The SVP-LX (with sixth-generation video technology) was Trident's first chip to support Full HD for high-end televisions.

The SVP-CX (sixth-generation) was a cost-reduced version of the SVP-PX for lower-end LCD TVs with a resolution up to 1366x768p. It was widely adopted by Philips.

The SVP-UX and SVP-WX integrated Trident's first-generation motion compensation/motion estimation technology.

The HiDTV platform, which had a long development history, was Trident's first generation fully integrated DTV SoC integrating MPEG2 decoding, transport stream demultiplexer, and descrambler with the video processor functionality of earlier products. The HiDTV Pro platform was Trident's second-generation integrated DTV SoC platform, with several variants integrating different Trident video processors. Both HiDTV product lines suffered from delays and slow adoption and it was only after the acquisition of Micronas product lines that it was able to win a significant SoC design win at a major OEM for production in 2010.
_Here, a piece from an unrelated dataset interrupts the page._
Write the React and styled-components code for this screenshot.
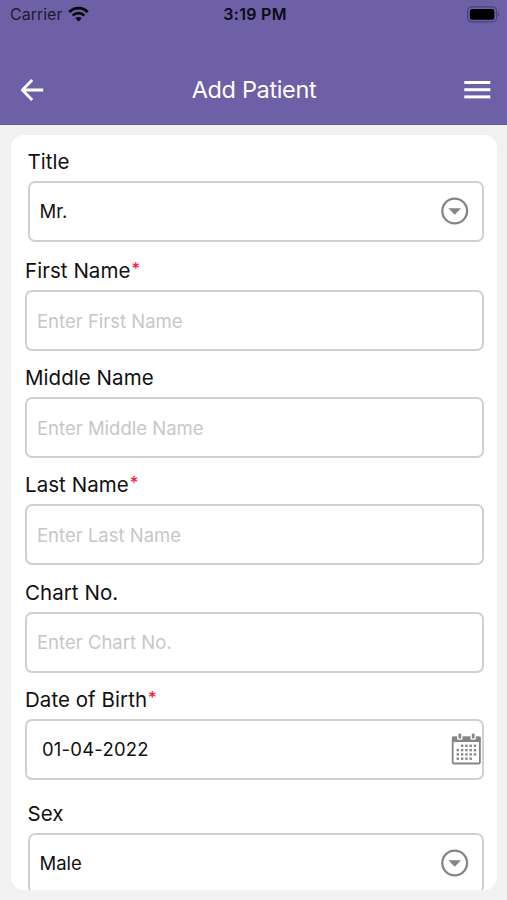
import React from 'react'
import styled, { createGlobalStyle } from 'styled-components'

const GlobalStyle = createGlobalStyle`
  * {
    box-sizing: border-box;
  }

  body {
    margin: 0;
    background: #f1f1f1;
    font-family: Inter, 'Liberation Sans', sans-serif;
  }
`

const Screen = styled.div`
  display: flex;
  flex-direction: column;
  width: 507px;
  height: 900px;
  overflow: hidden;
  background: #f1f1f1;
`

const Header = styled.header`
  flex: none;
  height: 125px;
  background: #6d60a7;
  border-bottom: 1px solid #6457a0;
`

const StatusBar = styled.div`
  display: grid;
  grid-template-columns: 1fr auto 1fr;
  align-items: center;
  height: 28px;
  padding: 0 7px 0 10px;
  color: #0c0a14;
  font-size: 16px;
  line-height: 28px;
`

const Carrier = styled.div`
  display: flex;
  align-items: center;
  gap: 6px;
  color: #1e1a30;
`

const Clock = styled.div`
  font-weight: 600;
  letter-spacing: 0.3px;
`

const Battery = styled.div`
  display: flex;
  justify-content: flex-end;
`

const NavBar = styled.nav`
  display: flex;
  align-items: center;
  justify-content: space-between;
  height: 60px;
  margin-top: 32px;
  padding: 0 16px 0 20px;
`

const IconButton = styled.button`
  display: flex;
  padding: 0;
  border: none;
  background: none;
  cursor: pointer;
`

const PageTitle = styled.h1`
  margin: 0;
  padding-bottom: 2px;
  color: #fff;
  font-size: 23.5px;
  font-weight: 400;
  letter-spacing: -0.35px;
`

const Card = styled.main`
  flex: none;
  height: 755px;
  margin: 10px 10px 0 11px;
  padding: 15px 13.5px 0 14px;
  overflow: hidden;
  background: #fff;
  border-radius: 13px;
`

const Field = styled.div`
  margin-bottom: ${props => props.$gap || 15.2}px;
  padding-left: ${props => (props.$inset ? 2.5 : 0)}px;
`

const Label = styled.label`
  display: block;
  height: 24px;
  margin-bottom: 7px;
  color: #111;
  font-size: 20.5px;
  line-height: 24px;
  letter-spacing: 0.05px;
  white-space: nowrap;
`

const Required = styled.span`
  margin-left: 1px;
  color: #f5143c;
  font-size: 16.5px;
  font-weight: 500;
  line-height: 1;
  vertical-align: 4px;
`

const Box = styled.div`
  display: flex;
  align-items: center;
  justify-content: space-between;
  height: 61px;
  padding: 0 ${props => props.$end || 9}px 1px ${props => props.$start || 10}px;
  border: 2px solid #d0d0d0;
  border-radius: 7px;
  color: #111;
  font-size: 18.5px;
`

const Input = styled.input`
  width: 100%;
  padding: 1px 0 0;
  border: none;
  outline: none;
  background: none;
  color: #111;
  font: inherit;

  &::placeholder {
    color: #c7c7c7;
    opacity: 1;
  }
`

const DateValue = styled.span`
  letter-spacing: 0.2px;
`

const WifiIcon = () => (
  <svg width="21" height="16" viewBox="0 0 21 16" fill="none" stroke="#050409" strokeWidth="2.8">
    <path d="M1.3 6.1C6.4 0.9 14.6 0.9 19.7 6.1" />
    <path d="M4.7 9.6C7.9 6.4 13.1 6.4 16.3 9.6" />
    <path d="M7.4 12.2C9.2 10.5 11.8 10.5 13.6 12.2L10.5 15.4Z" fill="#050409" stroke="none" />
  </svg>
)

const BatteryIcon = () => (
  <svg width="33" height="17" viewBox="0 0 33 17">
    <rect x="0.6" y="0.9" width="29" height="15" rx="4.2" fill="none" stroke="#4b4275" strokeWidth="1.2" />
    <rect x="2.8" y="3" width="24.6" height="10.8" rx="2.4" fill="#000" />
    <path d="M31 6.2C32.6 6.8 32.6 10 31 10.6Z" fill="#4b4275" />
  </svg>
)

const BackIcon = () => (
  <svg width="24" height="24" viewBox="0 0 24 24" fill="none" stroke="#fff" strokeWidth="2.8">
    <path d="M12.2 2L2.3 12L12.2 22M2.3 12H23.2" strokeLinejoin="round" />
  </svg>
)

const MenuIcon = () => (
  <svg width="27" height="20" viewBox="0 0 27 20" fill="#fff">
    <rect x="0.3" y="1" width="26" height="3" />
    <rect x="0.3" y="8.2" width="26" height="3" />
    <rect x="0.3" y="15.4" width="26" height="3" />
  </svg>
)

const DropdownIcon = () => (
  <svg width="28" height="28" viewBox="0 0 28 28">
    <circle cx="13.7" cy="14" r="12.4" fill="none" stroke="#858585" strokeWidth="2.3" />
    <path d="M7.4 11.2H20L13.7 17.8Z" fill="#858585" />
  </svg>
)

// 5x4 grid of days, first and last cells left empty
const days = Array.from({ length: 20 }, (_, i) => i).filter(i => i !== 0 && i !== 19)

const CalendarIcon = () => (
  <svg width="30" height="32" viewBox="0 0 30 32">
    <rect x="1.7" y="4.5" width="27.2" height="26" rx="1.2" fill="#fff" stroke="#858585" strokeWidth="1.8" />
    <path d="M1 3.6H29.6V9H1Z" fill="#858585" />
    {[8.8, 22.2].map(x => (
      <g key={x}>
        <rect x={x - 2.7} y="0" width="5.4" height="6.8" rx="1.5" fill="#fff" />
        <rect x={x - 1.4} y="0.4" width="2.8" height="5.2" rx="1.2" fill="#858585" />
      </g>
    ))}
    {days.map(i => (
      <rect
        key={i}
        x={5.6 + (i % 5) * 4.3}
        y={11.6 + Math.floor(i / 5) * 4.3}
        width="2.4"
        height="2.4"
        fill="#858585"
      />
    ))}
  </svg>
)

const SelectField = ({ label, value, gap }) => (
  <Field $inset $gap={gap}>
    <Label>{label}</Label>
    <Box $end={13}>
      <span>{value}</span>
      <DropdownIcon />
    </Box>
  </Field>
)

const TextField = ({ label, required }) => (
  <Field>
    <Label>
      {label}
      {required && <Required>*</Required>}
    </Label>
    <Box>
      <Input placeholder={`Enter ${label}`} />
    </Box>
  </Field>
)

const App = () => {
  return (
    <Screen>
      <GlobalStyle />
      <Header>
        <StatusBar>
          <Carrier>
            Carrier
            <WifiIcon />
          </Carrier>
          <Clock>3:19 PM</Clock>
          <Battery>
            <BatteryIcon />
          </Battery>
        </StatusBar>
        <NavBar>
          <IconButton aria-label="Back">
            <BackIcon />
          </IconButton>
          <PageTitle>Add Patient</PageTitle>
          <IconButton aria-label="Menu">
            <MenuIcon />
          </IconButton>
        </NavBar>
      </Header>

      <Card>
        <SelectField label="Title" value="Mr." gap={17} />
        <TextField label="First Name" required />
        <TextField label="Middle Name" />
        <TextField label="Last Name" required />
        <TextField label="Chart No." />
        <Field $gap={22}>
          <Label>
            Date of Birth<Required>*</Required>
          </Label>
          <Box $start={15} $end={0.1}>
            <DateValue>01-04-2022</DateValue>
            <CalendarIcon />
          </Box>
        </Field>
        <SelectField label="Sex" value="Male" />
      </Card>
    </Screen>
  )
}

export default App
After the Micronas and NXP acquisitions in 2009, Trident acquired a diverse range of chip products for applications ranging from digital TVs to various types of set-top box, including the FRC (motion-estimation/compensation) chip family from Micronas that was widely used in high-end televisions. At this point Trident possessed a fragmented, overlapping portfolio of products and technology resulting from long-term independent development efforts (stemming from NXP, Micronas and Trident itself), with several architecturally distinct solutions targeting the same application (such as ME/MC chip, DTV video processor and integrated DTV SoC).